Attackers hijacked RPC and indexing feeds, letting KelpDAO process transactions that spent real tokens against fake balances in quickly finalized blocks.

KelpDAO was breached after attackers hijacked a small set of RPC and indexing data sources. The compromised feeds presented false account balances to the application while the underlying chain recorded and finalized transactions that moved real tokens.

Many decentralized finance applications read chain state through RPC nodes or indexing services rather than querying raw on-chain data. Victor Fei of Ormilabs explained that design lets an application operate on a view of the chain that can differ from the chain’s true state. In KelpDAO’s case, hijacked sources fed fabricated balances that enabled trades and withdrawals.

Several malicious transactions were included in the next block and finalized within seconds, leaving little time for operators to detect or stop activity. When a validly signed transaction is accepted by the chain, nodes treat it as legitimate regardless of an application’s internal data, which converted false accounting into real token outflows.

DeFi hacks rose to a one-year high in April and similar exploits continued into May, with roughly $930,000 lost month-to-date.
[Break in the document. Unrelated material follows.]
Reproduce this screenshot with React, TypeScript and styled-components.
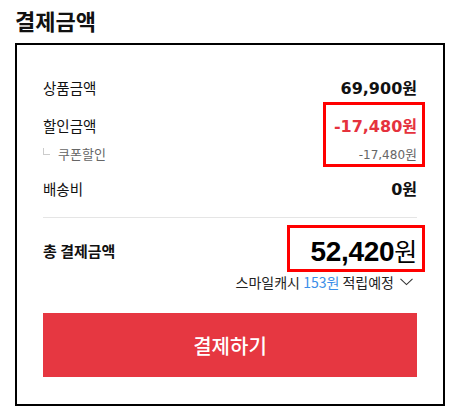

In a separate incident, Bisq Protocol reported losses of about $858,000 tied to flawed protocol logic and a fake client attack. Industry observers say vulnerabilities are shifting from smart-contract code to the surrounding data infrastructure.

Vladyslav Syrotin, Head of Investigations at Global Ledger, urged faster automated defenses and shorter time-to-detection. He called for systems that trigger alerts and temporary blocks within one second of anomalous activity, and that enable victim reporting and data labeling within 10 minutes. Syrotin also noted that a slower response target-30-second alerts and labeling within four hours-could prevent about half of incidents and reduce losses.

Observers warn that automated trading bots acting on corrupted feeds can accelerate damage because they operate at machine speed. Suggested mitigations include short cooldowns or extra validation for large or unusual transfers, distributing data sources to avoid single points of failure, hardening indexing services, diversifying RPC providers and deploying real-time monitoring that can automatically pause activity when metrics deviate from expected patterns.

Teams working on DeFi protocols are discussing measures to strengthen the data layer, speed detection and introduce temporary delays or automated checks to limit similar incidents.